What to work on =>
Omit all images. Write out the rest of the material exactly.

Material =>
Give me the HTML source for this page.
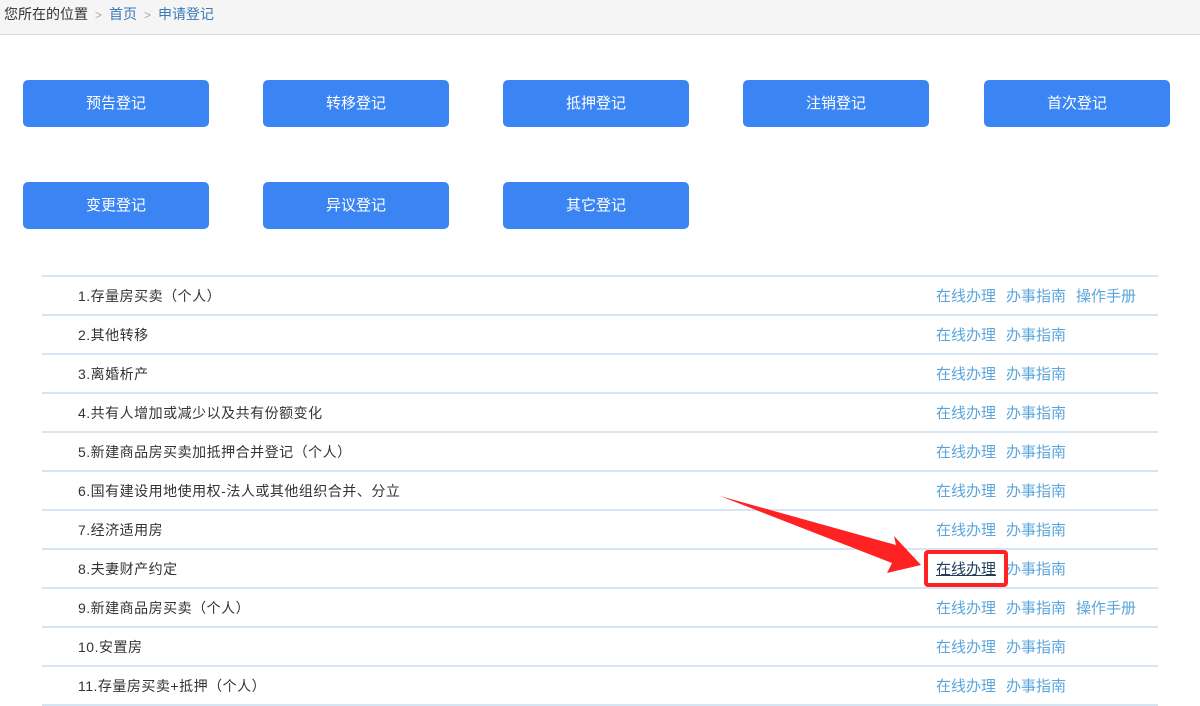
<!DOCTYPE html>
<html><head><meta charset="utf-8"><style>
*{margin:0;padding:0;box-sizing:border-box}
body{width:1200px;height:698px;overflow:hidden;background:#fff;font-family:"Liberation Sans","Noto Sans CJK SC",sans-serif;font-size:14px;position:relative}
.bc{height:35px;background:#f5f5f5;border-bottom:1px solid #c9d9ea;padding:4px 0 0 4px;color:#333;font-size:14px}
.bc span.s{color:#aaa;margin:0 7px;font-size:12px}
.bc a{color:#3a7ab8;text-decoration:none}
.btn{position:absolute;width:186px;height:47px;background:#3b84f4;border-radius:5px;color:#fff;text-align:center;line-height:47px;font-size:15px}
.tbl{position:absolute;left:42px;top:275px;width:1116px;border-top:2px solid #d5e5f3}
.row{height:39px;border-bottom:2px solid #d5e5f3;position:relative;line-height:39px;color:#333}
.row .t{position:absolute;left:36px;letter-spacing:0.5px}
.row .l{position:absolute;left:894px;color:#5aa6dc;font-size:15px}
.row .l span{margin-right:10px}
</style></head><body>
<div class="bc">您所在的位置<span class="s">&gt;</span><a>首页</a><span class="s">&gt;</span><a>申请登记</a></div>
<div class="btn" style="left:23px;top:80px">预告登记</div>
<div class="btn" style="left:263px;top:80px">转移登记</div>
<div class="btn" style="left:503px;top:80px">抵押登记</div>
<div class="btn" style="left:743px;top:80px">注销登记</div>
<div class="btn" style="left:984px;top:80px">首次登记</div>
<div class="btn" style="left:23px;top:182px">变更登记</div>
<div class="btn" style="left:263px;top:182px">异议登记</div>
<div class="btn" style="left:503px;top:182px">其它登记</div>
<div class="tbl">
<div class="row"><span class="t">1.存量房买卖（个人）</span><span class="l"><span>在线办理</span><span>办事指南</span><span>操作手册</span></span></div>
<div class="row"><span class="t">2.其他转移</span><span class="l"><span>在线办理</span><span>办事指南</span></span></div>
<div class="row"><span class="t">3.离婚析产</span><span class="l"><span>在线办理</span><span>办事指南</span></span></div>
<div class="row"><span class="t">4.共有人增加或减少以及共有份额变化</span><span class="l"><span>在线办理</span><span>办事指南</span></span></div>
<div class="row"><span class="t">5.新建商品房买卖加抵押合并登记（个人）</span><span class="l"><span>在线办理</span><span>办事指南</span></span></div>
<div class="row"><span class="t">6.国有建设用地使用权-法人或其他组织合并、分立</span><span class="l"><span>在线办理</span><span>办事指南</span></span></div>
<div class="row"><span class="t">7.经济适用房</span><span class="l"><span>在线办理</span><span>办事指南</span></span></div>
<div class="row"><span class="t">8.夫妻财产约定</span><span class="l"><span style="color:#1f3d5a;text-decoration:underline">在线办理</span><span>办事指南</span></span></div>
<div class="row"><span class="t">9.新建商品房买卖（个人）</span><span class="l"><span>在线办理</span><span>办事指南</span><span>操作手册</span></span></div>
<div class="row"><span class="t">10.安置房</span><span class="l"><span>在线办理</span><span>办事指南</span></span></div>
<div class="row"><span class="t">11.存量房买卖+抵押（个人）</span><span class="l"><span>在线办理</span><span>办事指南</span></span></div>
</div>
<div style="position:absolute;left:924px;top:550px;width:84px;height:37px;border:4px solid #f22;border-radius:4px"></div>
<svg style="position:absolute;left:0;top:0" width="1200" height="698"><polygon points="720,496 896,545 894,536 921,565 887,573 892,563" fill="#f22"/></svg>
</body></html>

Worked answer =>
Give me the HTML source for this page.
<!DOCTYPE html>
<html><head><meta charset="utf-8"><style>
*{margin:0;padding:0;box-sizing:border-box}
body{width:1200px;height:698px;overflow:hidden;background:#fff;font-family:"Liberation Sans","Noto Sans CJK SC",sans-serif;font-size:14px;position:relative}
.bc{height:35px;background:#f5f5f5;border-bottom:1px solid #c9d9ea;padding:4px 0 0 4px;color:#333;font-size:14px}
.bc span.s{color:#aaa;margin:0 7px;font-size:12px}
.bc a{color:#3a7ab8;text-decoration:none}
.btn{position:absolute;width:186px;height:47px;background:#3b84f4;border-radius:5px;color:#fff;text-align:center;line-height:47px;font-size:15px}
.tbl{position:absolute;left:42px;top:275px;width:1116px;border-top:2px solid #d5e5f3}
.row{height:39px;border-bottom:2px solid #d5e5f3;position:relative;line-height:39px;color:#333}
.row .t{position:absolute;left:36px;letter-spacing:0.5px}
.row .l{position:absolute;left:894px;color:#5aa6dc;font-size:15px}
.row .l span{margin-right:10px}
</style></head><body>
<div class="bc">您所在的位置<span class="s">&gt;</span><a>首页</a><span class="s">&gt;</span><a>申请登记</a></div>
<div class="btn" style="left:23px;top:80px">预告登记</div>
<div class="btn" style="left:263px;top:80px">转移登记</div>
<div class="btn" style="left:503px;top:80px">抵押登记</div>
<div class="btn" style="left:743px;top:80px">注销登记</div>
<div class="btn" style="left:984px;top:80px">首次登记</div>
<div class="btn" style="left:23px;top:182px">变更登记</div>
<div class="btn" style="left:263px;top:182px">异议登记</div>
<div class="btn" style="left:503px;top:182px">其它登记</div>
<div class="tbl">
<div class="row"><span class="t">1.存量房买卖（个人）</span><span class="l"><span>在线办理</span><span>办事指南</span><span>操作手册</span></span></div>
<div class="row"><span class="t">2.其他转移</span><span class="l"><span>在线办理</span><span>办事指南</span></span></div>
<div class="row"><span class="t">3.离婚析产</span><span class="l"><span>在线办理</span><span>办事指南</span></span></div>
<div class="row"><span class="t">4.共有人增加或减少以及共有份额变化</span><span class="l"><span>在线办理</span><span>办事指南</span></span></div>
<div class="row"><span class="t">5.新建商品房买卖加抵押合并登记（个人）</span><span class="l"><span>在线办理</span><span>办事指南</span></span></div>
<div class="row"><span class="t">6.国有建设用地使用权-法人或其他组织合并、分立</span><span class="l"><span>在线办理</span><span>办事指南</span></span></div>
<div class="row"><span class="t">7.经济适用房</span><span class="l"><span>在线办理</span><span>办事指南</span></span></div>
<div class="row"><span class="t">8.夫妻财产约定</span><span class="l"><span style="color:#1f3d5a;text-decoration:underline">在线办理</span><span>办事指南</span></span></div>
<div class="row"><span class="t">9.新建商品房买卖（个人）</span><span class="l"><span>在线办理</span><span>办事指南</span><span>操作手册</span></span></div>
<div class="row"><span class="t">10.安置房</span><span class="l"><span>在线办理</span><span>办事指南</span></span></div>
<div class="row"><span class="t">11.存量房买卖+抵押（个人）</span><span class="l"><span>在线办理</span><span>办事指南</span></span></div>
</div>
<div style="position:absolute;left:924px;top:550px;width:84px;height:37px;border:4px solid #f22;border-radius:4px"></div>
<svg style="position:absolute;left:0;top:0" width="1200" height="698"><polygon points="720,496 896,545 894,536 921,565 887,573 892,563" fill="#f22"/></svg>
</body></html>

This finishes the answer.